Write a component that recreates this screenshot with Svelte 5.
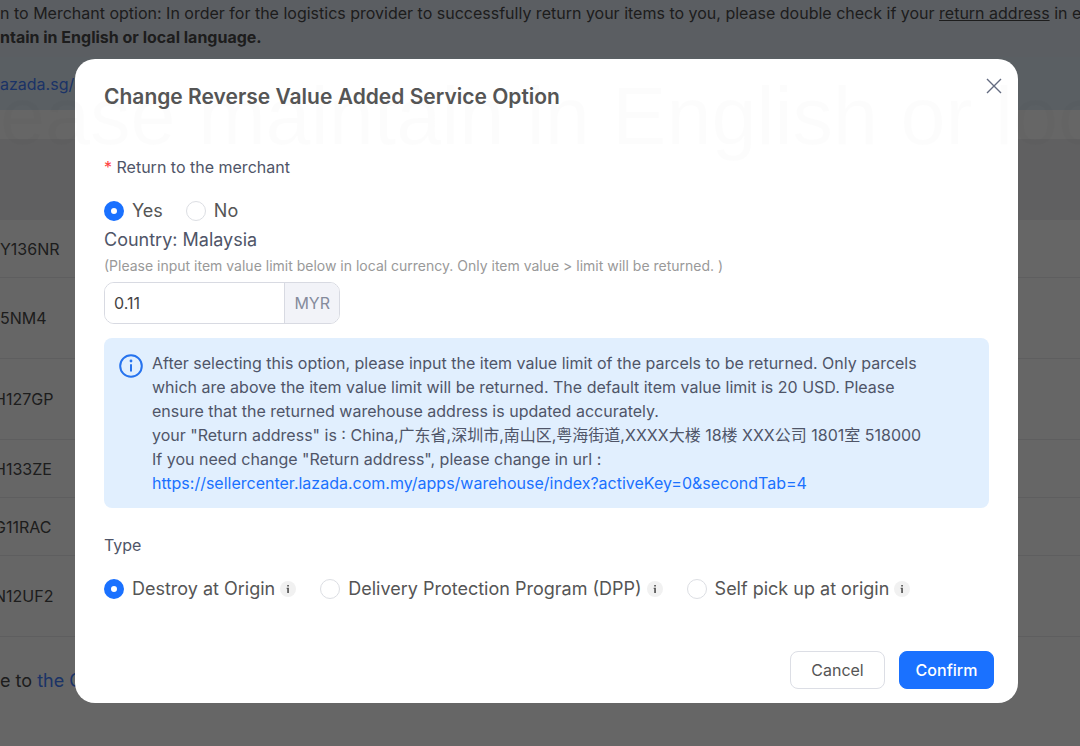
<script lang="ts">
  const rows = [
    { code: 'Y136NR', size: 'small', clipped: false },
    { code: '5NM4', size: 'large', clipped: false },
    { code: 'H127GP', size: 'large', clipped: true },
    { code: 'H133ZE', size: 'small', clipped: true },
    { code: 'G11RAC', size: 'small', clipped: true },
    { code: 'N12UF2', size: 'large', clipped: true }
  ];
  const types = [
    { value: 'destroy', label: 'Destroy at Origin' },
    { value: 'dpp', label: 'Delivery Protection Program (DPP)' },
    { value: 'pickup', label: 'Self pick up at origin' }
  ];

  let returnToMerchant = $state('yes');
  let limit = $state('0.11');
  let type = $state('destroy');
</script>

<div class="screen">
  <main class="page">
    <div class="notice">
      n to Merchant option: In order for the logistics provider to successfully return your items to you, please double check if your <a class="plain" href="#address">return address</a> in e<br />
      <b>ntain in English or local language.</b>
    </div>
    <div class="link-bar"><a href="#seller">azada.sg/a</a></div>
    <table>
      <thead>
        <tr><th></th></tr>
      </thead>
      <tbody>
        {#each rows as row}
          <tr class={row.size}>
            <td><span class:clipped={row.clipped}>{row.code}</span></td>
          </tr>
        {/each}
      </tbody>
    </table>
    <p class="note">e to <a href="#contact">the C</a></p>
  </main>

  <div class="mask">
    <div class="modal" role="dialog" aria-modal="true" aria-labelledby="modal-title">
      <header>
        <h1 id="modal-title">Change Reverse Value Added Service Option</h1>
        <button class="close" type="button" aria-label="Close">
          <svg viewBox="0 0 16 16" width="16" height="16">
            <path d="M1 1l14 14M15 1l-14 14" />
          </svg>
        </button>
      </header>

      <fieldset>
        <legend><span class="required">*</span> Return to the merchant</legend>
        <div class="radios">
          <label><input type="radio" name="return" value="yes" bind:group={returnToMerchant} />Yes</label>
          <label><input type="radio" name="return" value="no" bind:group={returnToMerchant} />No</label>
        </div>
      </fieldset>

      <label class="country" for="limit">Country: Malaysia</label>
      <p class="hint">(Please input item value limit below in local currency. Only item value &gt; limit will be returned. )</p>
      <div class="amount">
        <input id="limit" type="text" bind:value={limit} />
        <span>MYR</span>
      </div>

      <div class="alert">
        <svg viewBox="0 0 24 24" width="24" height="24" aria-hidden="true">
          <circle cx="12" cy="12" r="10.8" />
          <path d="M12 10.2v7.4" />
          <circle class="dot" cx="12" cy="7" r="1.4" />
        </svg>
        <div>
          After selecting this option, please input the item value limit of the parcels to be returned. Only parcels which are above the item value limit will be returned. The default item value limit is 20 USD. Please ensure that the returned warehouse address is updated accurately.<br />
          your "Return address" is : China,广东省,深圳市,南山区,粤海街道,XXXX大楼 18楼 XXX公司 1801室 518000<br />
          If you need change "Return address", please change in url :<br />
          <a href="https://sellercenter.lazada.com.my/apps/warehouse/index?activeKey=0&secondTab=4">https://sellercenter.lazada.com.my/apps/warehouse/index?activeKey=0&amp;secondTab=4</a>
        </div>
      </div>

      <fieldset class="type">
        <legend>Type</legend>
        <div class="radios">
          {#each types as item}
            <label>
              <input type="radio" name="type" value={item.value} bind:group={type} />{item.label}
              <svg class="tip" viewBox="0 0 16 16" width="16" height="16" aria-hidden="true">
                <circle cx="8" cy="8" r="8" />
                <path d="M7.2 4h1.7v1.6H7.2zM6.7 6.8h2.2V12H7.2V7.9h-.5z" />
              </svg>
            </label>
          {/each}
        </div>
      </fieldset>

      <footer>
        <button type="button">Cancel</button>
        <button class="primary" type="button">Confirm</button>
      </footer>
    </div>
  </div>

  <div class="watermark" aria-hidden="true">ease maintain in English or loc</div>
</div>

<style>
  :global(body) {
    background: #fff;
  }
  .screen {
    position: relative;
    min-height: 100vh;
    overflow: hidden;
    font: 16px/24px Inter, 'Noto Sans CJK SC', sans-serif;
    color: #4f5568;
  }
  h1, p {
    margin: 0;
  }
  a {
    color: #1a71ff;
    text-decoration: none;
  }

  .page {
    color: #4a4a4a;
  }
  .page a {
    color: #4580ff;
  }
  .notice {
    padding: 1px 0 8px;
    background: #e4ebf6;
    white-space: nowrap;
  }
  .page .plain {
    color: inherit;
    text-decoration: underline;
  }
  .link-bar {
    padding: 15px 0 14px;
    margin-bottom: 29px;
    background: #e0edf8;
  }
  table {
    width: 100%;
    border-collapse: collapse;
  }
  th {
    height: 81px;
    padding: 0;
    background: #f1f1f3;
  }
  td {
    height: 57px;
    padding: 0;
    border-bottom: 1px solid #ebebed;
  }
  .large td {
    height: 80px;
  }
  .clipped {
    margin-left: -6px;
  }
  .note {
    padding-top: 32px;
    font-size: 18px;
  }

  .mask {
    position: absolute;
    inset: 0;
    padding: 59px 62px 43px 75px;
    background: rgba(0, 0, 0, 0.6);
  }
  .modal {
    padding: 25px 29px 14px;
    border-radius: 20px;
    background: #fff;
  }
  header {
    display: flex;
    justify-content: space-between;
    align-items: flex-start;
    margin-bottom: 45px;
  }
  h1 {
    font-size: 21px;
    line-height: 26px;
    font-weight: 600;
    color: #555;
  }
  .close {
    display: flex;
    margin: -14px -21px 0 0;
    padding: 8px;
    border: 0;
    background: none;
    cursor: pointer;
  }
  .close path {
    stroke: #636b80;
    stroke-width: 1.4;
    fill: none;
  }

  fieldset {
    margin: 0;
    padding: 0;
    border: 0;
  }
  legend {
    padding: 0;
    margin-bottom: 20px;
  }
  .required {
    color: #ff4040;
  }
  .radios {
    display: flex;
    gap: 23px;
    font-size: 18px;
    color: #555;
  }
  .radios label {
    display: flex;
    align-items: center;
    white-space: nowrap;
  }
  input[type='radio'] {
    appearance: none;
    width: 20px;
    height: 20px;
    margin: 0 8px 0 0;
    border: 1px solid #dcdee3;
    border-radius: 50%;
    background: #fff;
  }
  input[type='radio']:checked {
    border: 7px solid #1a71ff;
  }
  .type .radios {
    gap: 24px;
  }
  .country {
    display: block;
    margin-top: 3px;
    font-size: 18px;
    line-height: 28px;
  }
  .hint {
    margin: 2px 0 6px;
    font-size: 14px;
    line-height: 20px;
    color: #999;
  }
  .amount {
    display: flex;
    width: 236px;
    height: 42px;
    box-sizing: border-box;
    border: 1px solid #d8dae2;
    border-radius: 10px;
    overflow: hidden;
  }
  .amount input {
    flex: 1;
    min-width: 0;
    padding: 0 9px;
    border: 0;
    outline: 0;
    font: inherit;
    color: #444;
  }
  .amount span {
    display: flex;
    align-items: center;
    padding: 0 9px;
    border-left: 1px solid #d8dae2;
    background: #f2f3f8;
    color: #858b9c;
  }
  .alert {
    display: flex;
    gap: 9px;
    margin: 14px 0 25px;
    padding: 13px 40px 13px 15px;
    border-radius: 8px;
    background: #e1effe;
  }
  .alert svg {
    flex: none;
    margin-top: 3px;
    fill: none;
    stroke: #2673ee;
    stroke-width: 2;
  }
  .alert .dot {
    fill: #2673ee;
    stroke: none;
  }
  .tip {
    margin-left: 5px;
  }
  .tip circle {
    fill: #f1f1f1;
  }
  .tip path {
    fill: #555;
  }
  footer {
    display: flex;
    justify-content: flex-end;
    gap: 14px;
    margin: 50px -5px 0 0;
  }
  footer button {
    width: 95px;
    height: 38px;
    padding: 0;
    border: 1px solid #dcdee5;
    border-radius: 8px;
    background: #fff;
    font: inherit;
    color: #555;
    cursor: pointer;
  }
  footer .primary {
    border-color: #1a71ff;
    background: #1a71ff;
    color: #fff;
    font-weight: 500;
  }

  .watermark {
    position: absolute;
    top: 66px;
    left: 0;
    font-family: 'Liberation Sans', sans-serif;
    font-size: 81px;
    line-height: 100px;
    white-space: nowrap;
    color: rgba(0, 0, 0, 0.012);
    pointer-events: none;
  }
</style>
....
Your goal:
Collect from the data above every line that includes "this".

Full solution:
Write a component that recreates this screenshot with Svelte 5.
          After selecting this option, please input the item value limit of the parcels to be returned. Only parcels which are above the item value limit will be returned. The default item value limit is 20 USD. Please ensure that the returned warehouse address is updated accurately.<br />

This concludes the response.